Dataset excerpt —

========================================

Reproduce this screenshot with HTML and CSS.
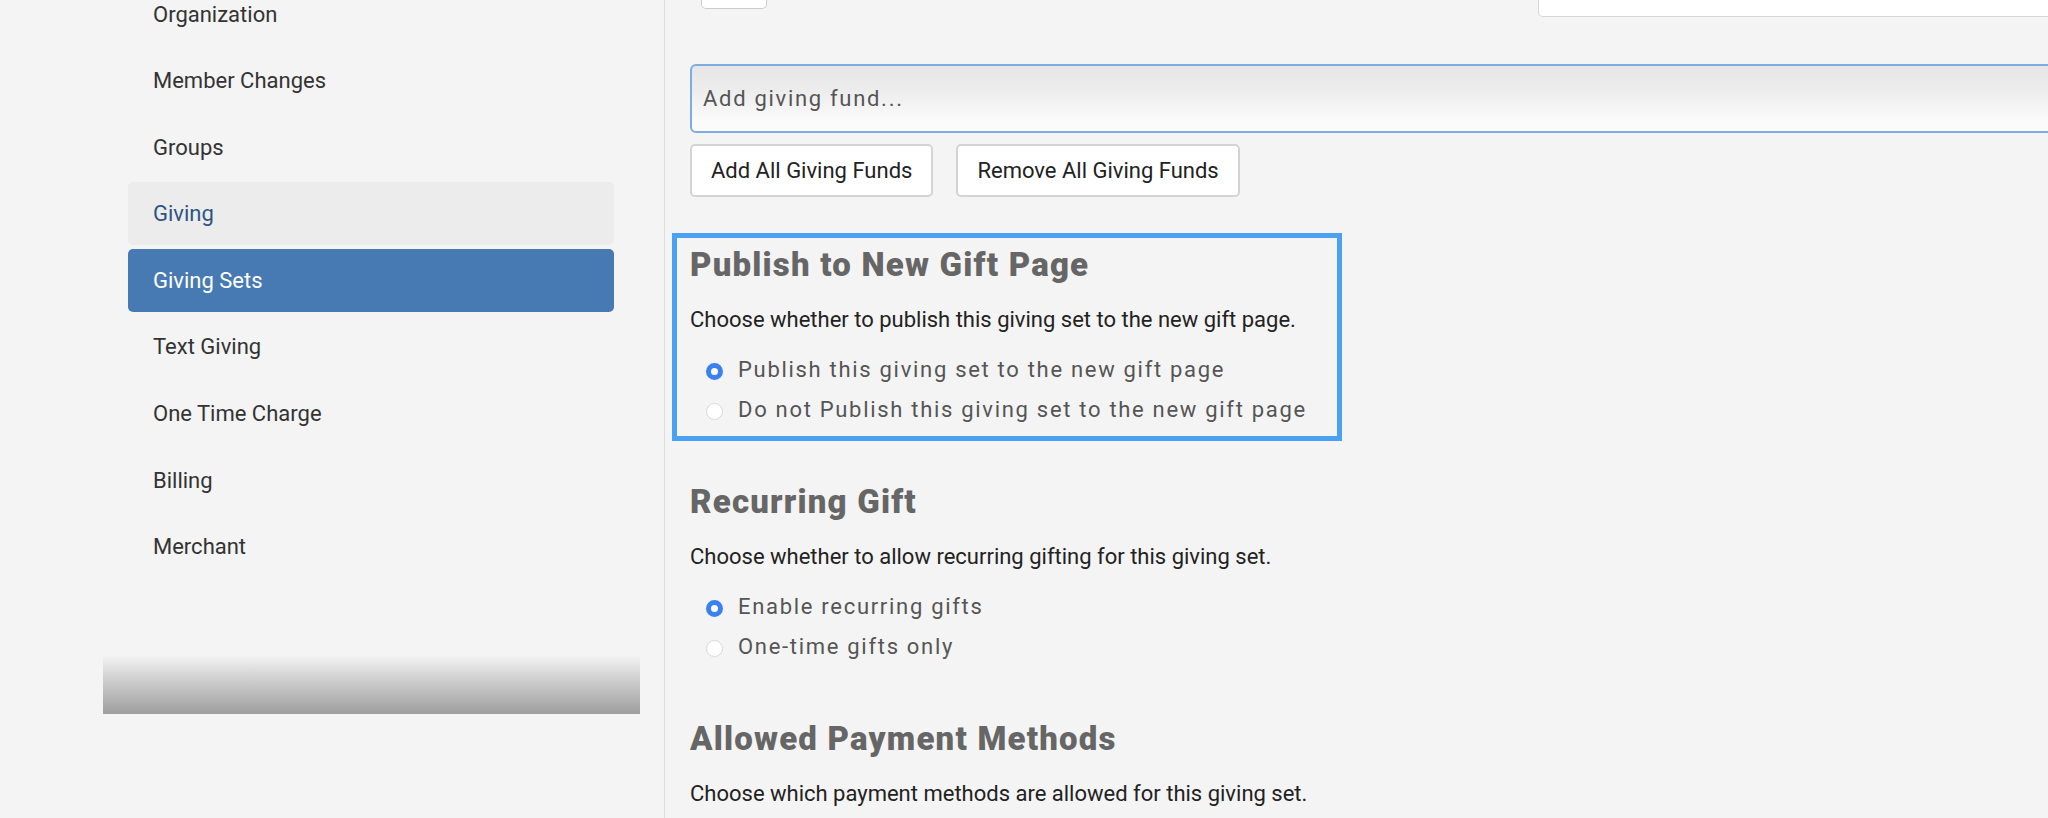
FILE: index.html
```html
<!DOCTYPE html>
<html lang="en">
<head>
  <meta charset="UTF-8">
  <title>Giving Sets</title>
  <link rel="stylesheet" href="styles.css">
</head>
<body>
<div class="app">
  <aside class="sidebar">
    <ul class="nav">
      <li>Organization</li>
      <li>Member Changes</li>
      <li>Groups</li>
      <li class="hover">Giving</li>
      <li class="active">Giving Sets</li>
      <li>Text Giving</li>
      <li>One Time Charge</li>
      <li>Billing</li>
      <li>Merchant</li>
    </ul>
    <div class="shade"></div>
  </aside>

  <main class="content">
    <div class="top-row">
      <div class="stub-btn"></div>
      <div class="stub-input"></div>
    </div>

    <input class="fund-input" type="text" placeholder="Add giving fund...">

    <div class="btn-row">
      <button class="btn">Add All Giving Funds</button>
      <button class="btn">Remove All Giving Funds</button>
    </div>

    <section class="setting highlight">
      <h2>Publish to New Gift Page</h2>
      <p>Choose whether to publish this giving set to the new gift page.</p>
      <label class="radio"><input type="radio" name="publish" checked> Publish this giving set to the new gift page</label>
      <label class="radio"><input type="radio" name="publish"> Do not Publish this giving set to the new gift page</label>
    </section>

    <section class="setting">
      <h2>Recurring Gift</h2>
      <p>Choose whether to allow recurring gifting for this giving set.</p>
      <label class="radio"><input type="radio" name="recurring" checked> Enable recurring gifts</label>
      <label class="radio"><input type="radio" name="recurring"> One-time gifts only</label>
    </section>

    <section class="setting">
      <h2>Allowed Payment Methods</h2>
      <p>Choose which payment methods are allowed for this giving set.</p>
    </section>
  </main>
</div>
</body>
</html>
```

FILE: styles.css
```css
html, body {
  margin: 0;
  height: 100%;
  overflow: hidden;
  background: #f4f4f4;
  font-family: Roboto, "Liberation Sans", sans-serif;
}

.app {
  display: flex;
  height: 818px;
}

/* sidebar */
.sidebar {
  width: 664px;
  flex: none;
  border-right: 1px solid #dedede;
}

.nav {
  list-style: none;
  margin: -17.5px 0 0 128px;
  padding: 0;
  width: 486px;
}

.nav li {
  height: 63px;
  line-height: 63px;
  margin-bottom: 3.6px;
  padding-left: 25px;
  border-radius: 5px;
  font-size: 22px;
  color: #333;
}

.nav li.hover {
  background: #ececec;
  color: #2d5485;
}

.nav li.active {
  background: #477ab3;
  color: #fff;
}

.shade {
  margin: 77px 0 0 103px;
  width: 537px;
  height: 59px;
  background: linear-gradient(#f4f4f4, #d4d4d4 35%, #9e9e9e);
}

/* main */
.content {
  flex: 1;
  padding-left: 25px;
  min-width: 0;
}

.top-row {
  display: flex;
  height: 18px;
}

.stub-btn {
  margin-left: 11px;
  width: 64px;
  height: 8px;
  background: #fff;
  border: 1px solid #ccc;
  border-top: none;
  border-radius: 0 0 5px 5px;
}

.stub-input {
  margin-left: auto;
  width: 528px;
  margin-right: -20px;
  height: 16px;
  background: #fff;
  border: 1px solid #d6d6d6;
  border-top: none;
  border-radius: 0 0 0 5px;
}

.fund-input {
  display: block;
  box-sizing: border-box;
  margin-top: 46px;
  width: 1400px;
  height: 69px;
  padding: 0 0 0 11px;
  border: 2px solid #7eade4;
  border-radius: 6px 0 0 6px;
  background: linear-gradient(#e6e6e6, #ececec 35%, #fbfbfb 85%);
  font-family: inherit;
  font-size: 22px;
  letter-spacing: 1.7px;
  outline: none;
}

.fund-input::placeholder {
  color: #555;
}

.btn-row {
  display: flex;
  gap: 23px;
  margin-top: 11px;
}

.btn {
  height: 53px;
  padding: 0 19px;
  background: #fff;
  border: 2px solid #d4d4d4;
  border-radius: 5px;
  font-family: inherit;
  font-size: 22px;
  color: #222;
}

/* settings sections */
.setting {
  box-sizing: border-box;
  width: 670px;
  margin: 29px 0 0 -18px;
  padding: 7px 13px;
  border: 5px solid transparent;
}

.setting.highlight {
  margin-top: 36px;
  border-color: #4aa0f2;
}

.setting h2 {
  margin: 0;
  font-size: 33px;
  line-height: 40px;
  font-weight: 900;
  letter-spacing: 1.2px;
  color: #666;
}

.setting p {
  margin: 20px 0 14px;
  font-size: 22px;
  line-height: 30px;
  color: #222;
}

.radio {
  display: flex;
  align-items: center;
  height: 40px;
  padding-left: 16px;
  font-size: 22px;
  letter-spacing: 1.7px;
  color: #555;
  white-space: nowrap;
}

.radio input {
  appearance: none;
  -webkit-appearance: none;
  box-sizing: border-box;
  width: 17px;
  height: 17px;
  margin: 4px 15px 0 0;
  border: 1px solid #d8d8d8;
  border-radius: 50%;
  background: #fff;
}

.radio input:checked {
  border: 5px solid #3b82f0;
}
```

========================================

Give back every line exactly as it stands, pictures excluded.

Reproduce this screenshot with HTML and CSS.
FILE: index.html
```html
<!DOCTYPE html>
<html lang="en">
<head>
  <meta charset="UTF-8">
  <title>Giving Sets</title>
  <link rel="stylesheet" href="styles.css">
</head>
<body>
<div class="app">
  <aside class="sidebar">
    <ul class="nav">
      <li>Organization</li>
      <li>Member Changes</li>
      <li>Groups</li>
      <li class="hover">Giving</li>
      <li class="active">Giving Sets</li>
      <li>Text Giving</li>
      <li>One Time Charge</li>
      <li>Billing</li>
      <li>Merchant</li>
    </ul>
    <div class="shade"></div>
  </aside>

  <main class="content">
    <div class="top-row">
      <div class="stub-btn"></div>
      <div class="stub-input"></div>
    </div>

    <input class="fund-input" type="text" placeholder="Add giving fund...">

    <div class="btn-row">
      <button class="btn">Add All Giving Funds</button>
      <button class="btn">Remove All Giving Funds</button>
    </div>

    <section class="setting highlight">
      <h2>Publish to New Gift Page</h2>
      <p>Choose whether to publish this giving set to the new gift page.</p>
      <label class="radio"><input type="radio" name="publish" checked> Publish this giving set to the new gift page</label>
      <label class="radio"><input type="radio" name="publish"> Do not Publish this giving set to the new gift page</label>
    </section>

    <section class="setting">
      <h2>Recurring Gift</h2>
      <p>Choose whether to allow recurring gifting for this giving set.</p>
      <label class="radio"><input type="radio" name="recurring" checked> Enable recurring gifts</label>
      <label class="radio"><input type="radio" name="recurring"> One-time gifts only</label>
    </section>

    <section class="setting">
      <h2>Allowed Payment Methods</h2>
      <p>Choose which payment methods are allowed for this giving set.</p>
    </section>
  </main>
</div>
</body>
</html>
```

FILE: styles.css
```css
html, body {
  margin: 0;
  height: 100%;
  overflow: hidden;
  background: #f4f4f4;
  font-family: Roboto, "Liberation Sans", sans-serif;
}

.app {
  display: flex;
  height: 818px;
}

/* sidebar */
.sidebar {
  width: 664px;
  flex: none;
  border-right: 1px solid #dedede;
}

.nav {
  list-style: none;
  margin: -17.5px 0 0 128px;
  padding: 0;
  width: 486px;
}

.nav li {
  height: 63px;
  line-height: 63px;
  margin-bottom: 3.6px;
  padding-left: 25px;
  border-radius: 5px;
  font-size: 22px;
  color: #333;
}

.nav li.hover {
  background: #ececec;
  color: #2d5485;
}

.nav li.active {
  background: #477ab3;
  color: #fff;
}

.shade {
  margin: 77px 0 0 103px;
  width: 537px;
  height: 59px;
  background: linear-gradient(#f4f4f4, #d4d4d4 35%, #9e9e9e);
}

/* main */
.content {
  flex: 1;
  padding-left: 25px;
  min-width: 0;
}

.top-row {
  display: flex;
  height: 18px;
}

.stub-btn {
  margin-left: 11px;
  width: 64px;
  height: 8px;
  background: #fff;
  border: 1px solid #ccc;
  border-top: none;
  border-radius: 0 0 5px 5px;
}

.stub-input {
  margin-left: auto;
  width: 528px;
  margin-right: -20px;
  height: 16px;
  background: #fff;
  border: 1px solid #d6d6d6;
  border-top: none;
  border-radius: 0 0 0 5px;
}

.fund-input {
  display: block;
  box-sizing: border-box;
  margin-top: 46px;
  width: 1400px;
  height: 69px;
  padding: 0 0 0 11px;
  border: 2px solid #7eade4;
  border-radius: 6px 0 0 6px;
  background: linear-gradient(#e6e6e6, #ececec 35%, #fbfbfb 85%);
  font-family: inherit;
  font-size: 22px;
  letter-spacing: 1.7px;
  outline: none;
}

.fund-input::placeholder {
  color: #555;
}

.btn-row {
  display: flex;
  gap: 23px;
  margin-top: 11px;
}

.btn {
  height: 53px;
  padding: 0 19px;
  background: #fff;
  border: 2px solid #d4d4d4;
  border-radius: 5px;
  font-family: inherit;
  font-size: 22px;
  color: #222;
}

/* settings sections */
.setting {
  box-sizing: border-box;
  width: 670px;
  margin: 29px 0 0 -18px;
  padding: 7px 13px;
  border: 5px solid transparent;
}

.setting.highlight {
  margin-top: 36px;
  border-color: #4aa0f2;
}

.setting h2 {
  margin: 0;
  font-size: 33px;
  line-height: 40px;
  font-weight: 900;
  letter-spacing: 1.2px;
  color: #666;
}

.setting p {
  margin: 20px 0 14px;
  font-size: 22px;
  line-height: 30px;
  color: #222;
}

.radio {
  display: flex;
  align-items: center;
  height: 40px;
  padding-left: 16px;
  font-size: 22px;
  letter-spacing: 1.7px;
  color: #555;
  white-space: nowrap;
}

.radio input {
  appearance: none;
  -webkit-appearance: none;
  box-sizing: border-box;
  width: 17px;
  height: 17px;
  margin: 4px 15px 0 0;
  border: 1px solid #d8d8d8;
  border-radius: 50%;
  background: #fff;
}

.radio input:checked {
  border: 5px solid #3b82f0;
}
```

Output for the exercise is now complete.